Marty Demarest has been preaching at the Methodist Church. I went to worship with them and found him full of joy and the Spirit of God, as they do. I couldn't wait to interview him. Marty said, "I am a lay preacher. I am exactly what Brother Van was: a layman called by God to bring the Word of God. I can preach at three churches on a Sunday, no problem. I love it. I absolutely love it. I drove 230 miles today. The Spirit of God sustains you if God calls you to the work.
Before this, Marty wrote for a living: "I am a writer. They're obscure little books. The Expert at the Card Table, and I've written extensively on historical card cheating and magic. I have had a long career writing about video games. That's been my bread and butter for years, and it's been a very successful and rewarding career in many ways. I have written for Disney, Viacom, and smaller companies like Montana Historical magazine."
"But a few years ago, I realized it's not answering my heart for some reason, and that's hard to explain because I had nothing to complain about, but it was not what I was seeking."
He turned down freelance projects. "I had lived that way for decades. It was my life, but I just started saying no to that in order for God to come in and tell him what he needed to do.
I discovered I had been called to rural ministry. I grew up in a small, rural church in Whitlash, Montana. I didn't know it at the time, but the pastor, Tammy Lindahl (she is a true saint ), started getting me to do music. I have played the piano since I was three.

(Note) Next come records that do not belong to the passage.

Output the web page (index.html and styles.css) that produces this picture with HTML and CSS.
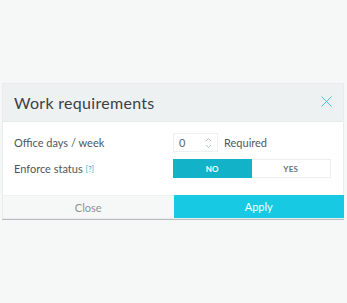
FILE: index.html
```html
<!DOCTYPE html>
<html>
<head>
<meta charset="utf-8">
<link rel="stylesheet" href="styles.css">
</head>
<body>
<div class="modal">
  <div class="modal-header">
    <h1 class="title">Work requirements</h1>
    <button class="close-x" aria-label="Close">
      <svg width="11" height="11" viewBox="0 0 11 11"><path d="M0.5 0.5 L10.5 10.5 M10.5 0.5 L0.5 10.5" stroke="#3fbfd4" stroke-width="0.9" fill="none"/></svg>
    </button>
  </div>
  <div class="modal-body">
    <div class="row">
      <div class="label">Office days / week</div>
      <div class="control">
        <div class="number">
          <span class="num-val">0</span>
          <span class="spin">
            <svg width="7" height="12" viewBox="0 0 7 12"><path d="M1 4 L3.5 1.5 L6 4 M1 8 L3.5 10.5 L6 8" stroke="#b9c3c7" stroke-width="1" fill="none"/></svg>
          </span>
        </div>
        <span class="req">Required</span>
      </div>
    </div>
    <div class="row">
      <div class="label">Enforce status <span class="help">[?]</span></div>
      <div class="control">
        <div class="toggle">
          <span class="opt active">NO</span>
          <span class="opt">YES</span>
        </div>
      </div>
    </div>
  </div>
  <div class="modal-footer">
    <button class="btn btn-close">Close</button>
    <button class="btn btn-apply">Apply</button>
  </div>
</div>
</body>
</html>
```
FILE: styles.css
```css
html, body {
  margin: 0;
  padding: 0;
}
body {
  background: #f6f7f7;
  font-family: Lato, "Open Sans", sans-serif;
  width: 347px;
  height: 303px;
  overflow: hidden;
}
.modal {
  margin: 84px 0 0 3px;
  width: 340px;
  background: #ffffff;
  box-shadow: 0 0 0 1px #e9eced, 0 1px 0 1px #b9bdbf;
}
.modal-header {
  height: 38px;
  background: #eef1f2;
  border-bottom: 1px solid #e6eaeb;
  box-sizing: border-box;
  display: flex;
  align-items: center;
  justify-content: space-between;
  padding: 0 11px 0 11px;
}
.title {
  margin: 0;
  font-size: 16px;
  font-weight: 400;
  color: #3a4043;
  letter-spacing: 0.3px;
}
.close-x {
  border: 0;
  background: none;
  padding: 0;
  display: flex;
  margin-top: -3px;
}
.modal-body {
  padding: 11px 11px 17px 11px;
  display: flex;
  flex-direction: column;
  gap: 7px;
}
.row {
  display: grid;
  grid-template-columns: 159px auto;
  align-items: center;
}
.label {
  font-size: 11px;
  color: #50575a;
}
.help {
  font-size: 8px;
  color: #16b5cc;
  vertical-align: 1px;
}
.control {
  display: flex;
  align-items: center;
}
.number {
  width: 45px;
  height: 19px;
  box-sizing: border-box;
  border: 1px solid #edf0f1;
  display: flex;
  align-items: center;
  justify-content: space-between;
  padding: 0 5px 0 5px;
}
.num-val {
  font-size: 11px;
  color: #666;
}
.spin {
  display: flex;
}
.req {
  font-size: 11px;
  color: #50575a;
  margin-left: 6px;
}
.toggle {
  display: flex;
  width: 158px;
  height: 19px;
  box-sizing: border-box;
  border: 1px solid #eceff0;
}
.opt {
  flex: 1;
  display: flex;
  align-items: center;
  justify-content: center;
  font-size: 8px;
  font-weight: 700;
  color: #6a7174;
  letter-spacing: 0.2px;
}
.opt.active {
  background: #12b2c9;
  color: #ffffff;
  margin: -1px 0 -1px -1px;
}
.modal-footer {
  display: flex;
  height: 23px;
  background: #f6f8f8;
  border-top: 1px solid #eef1f1;
  box-sizing: border-box;
}
.btn {
  flex: 1;
  border: 0;
  font-family: Lato, "Open Sans", sans-serif;
  font-size: 11px;
  padding: 0;
}
.btn-close {
  background: transparent;
  color: #8a9294;
}
.btn-apply {
  background: #17c9e2;
  color: #ffffff;
  margin: -1px -1px 0 0;
}
```
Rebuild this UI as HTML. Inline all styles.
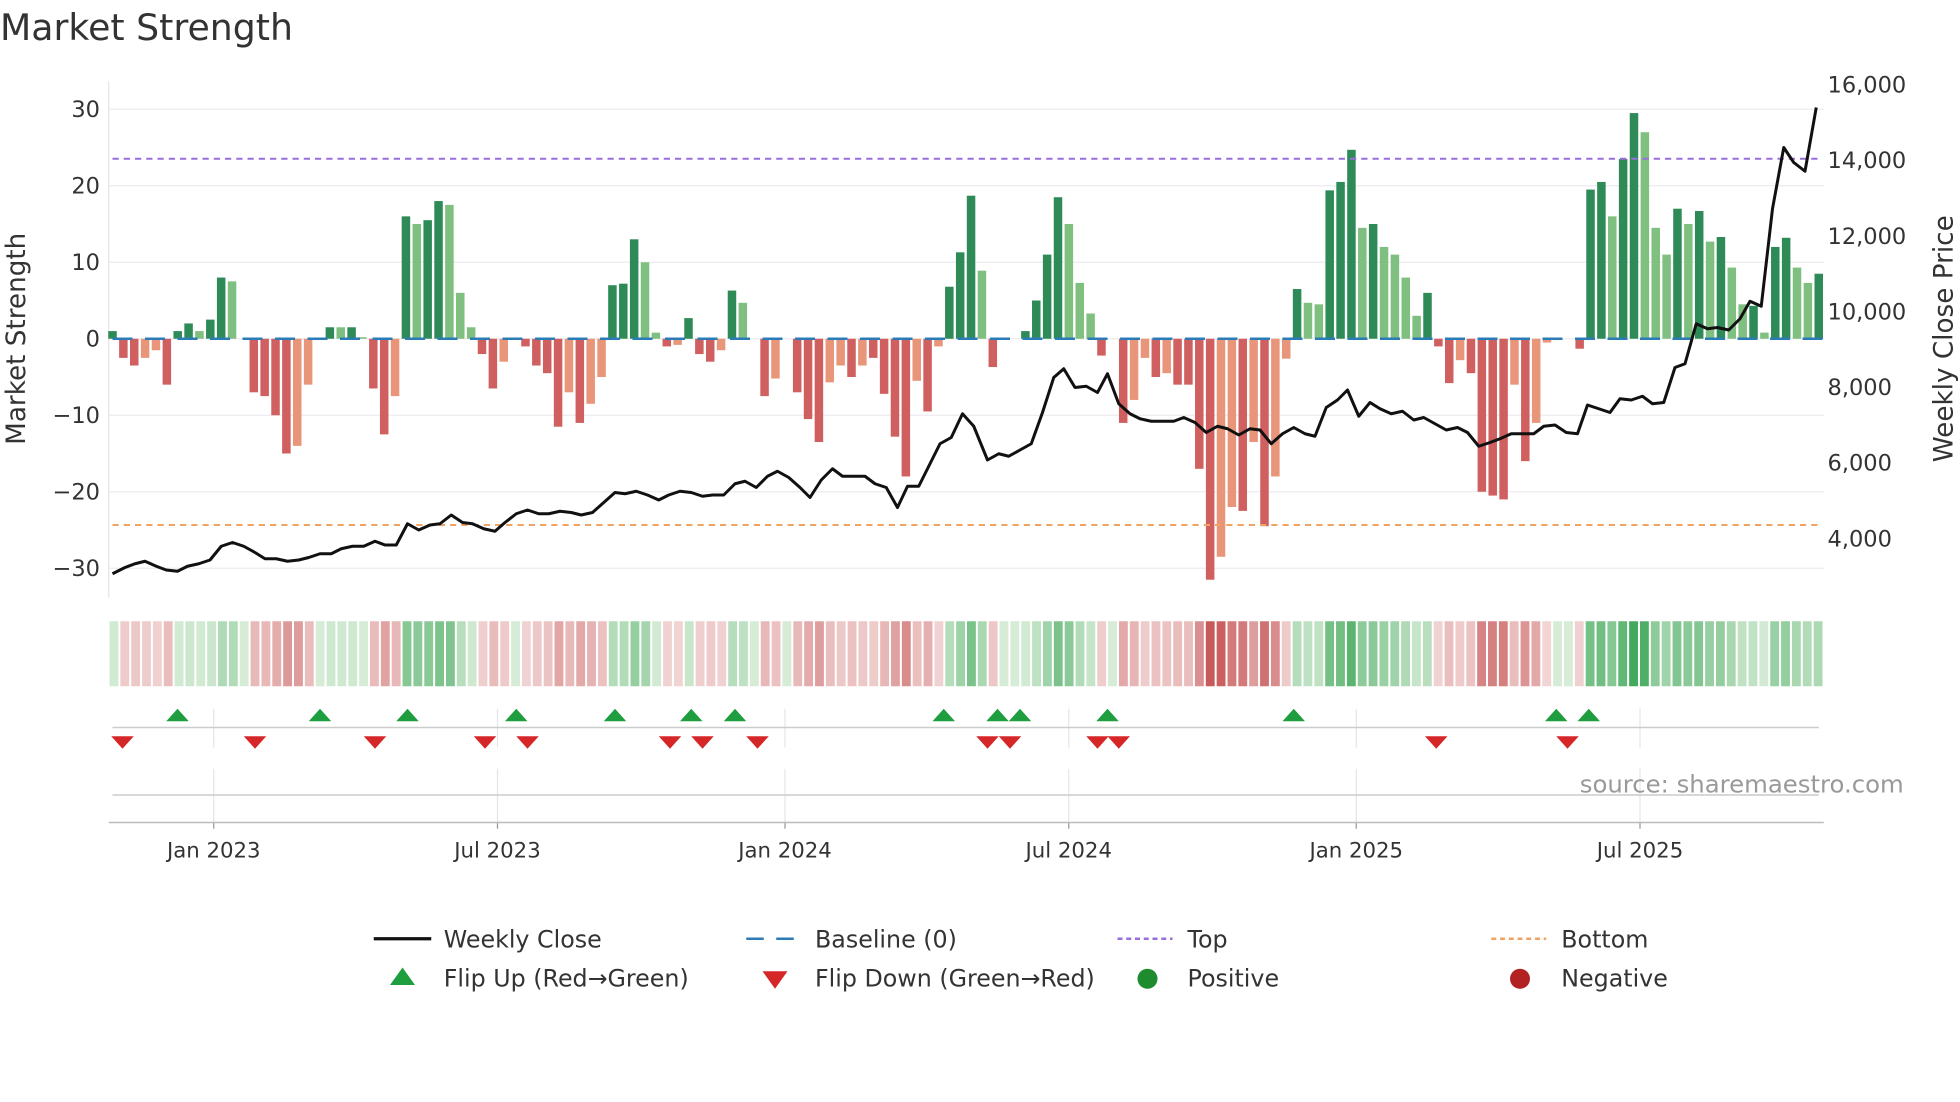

He has been a part of the service since he was a kid. "Tammy just plucked me out, and I started playing the accordion and piano in church. Then, she would do ministry services at the Senior Center in Chester and along the high line, a little community center. And I would go with her, and we'd do worship." Sue King said, "You were answering your call to God right back then." "I realized I was because nobody made me do that. I just did that, and that nourished me. I played at that same little church in Whitlash. I played the piano all through high school every single summer. I went to school in Whitlash through seventh grade, then eighth grade through high school, and I went to high school in Shelby. No one ever made me go to church; I just went with my grandparents."
He lives in the Sweetgrass Hills now as well. "After I graduated high school, I went to college in New York City and studied music." He found he could make good spending money by singing. "Soloists, in choirs in all the big houses of worship, synagogues to cathedrals in New York City. He sang in a wide variety of churches. "I came to love worship from Jewish worship, Catholic worship, the Episcopalians (they )choked me with incense, and I loved every minute of it. I saw worship done in all different ways. I also saw that churches can be abusive to their pastors. They can make demands and think that God is going to provide everything, and they ask and ask. And I saw pastors
and rabbis and priests be depleted and burned out. And so, while I never turned away from God, I became disenchanted with the church. I simply drifted away."
I experienced an act of miraculous healing from God that showed me in my own life that there is no difference between God's power and God's love. God's power and God's love are the same thing. And I was healed in a very real, literal sense, and I didn't realize how much that changed me. That has been a gradual process over the last few years of understanding that God reached into me and did something for me, but God changed the furniture around a little bit, too. Thanks be to God, I have just been slowly coming to grips with that new arrangement within my life, and part of that was responding to a call to service in the church. When I found my way back to church, I went church shopping with a dear friend. Her name is Betty Ann Woolery from Joplin, and she attends about four churches. And she took me from one to the other, and I really clicked with the church in Chester, The United Methodist Church in Chester, with the congregation there, in particular, Pastor Sue King was a great mentor and teacher."
"I was a journalist and a broadcaster. I worked for National Public Radio and became a newspaper editor. I was in journalism, writing, and public speaking, and so I knew I had those gifts and skills. And I thought I could help the churches. Sue King was doing three churches." He thought he could help her. "I never preached a sermon in my life until maybe about eight months ago."
The Methodist faithful in Big Sandy love him and wish others would come. One said, "If they heard him once, they would come back every Sunday."
Marty said, "I will say that the church here in Big Sandy has been a blessing to me in giving me the chance to find my way, find my voice, and explore my calling. They fed me in every way. And so these small, rural churches are where you find the Spirit moving." He doesn't want to see the small rural churches close their doors. "I just don't want that to happen to little faithful rural churches, as long as God calls me to do this. I'll do this."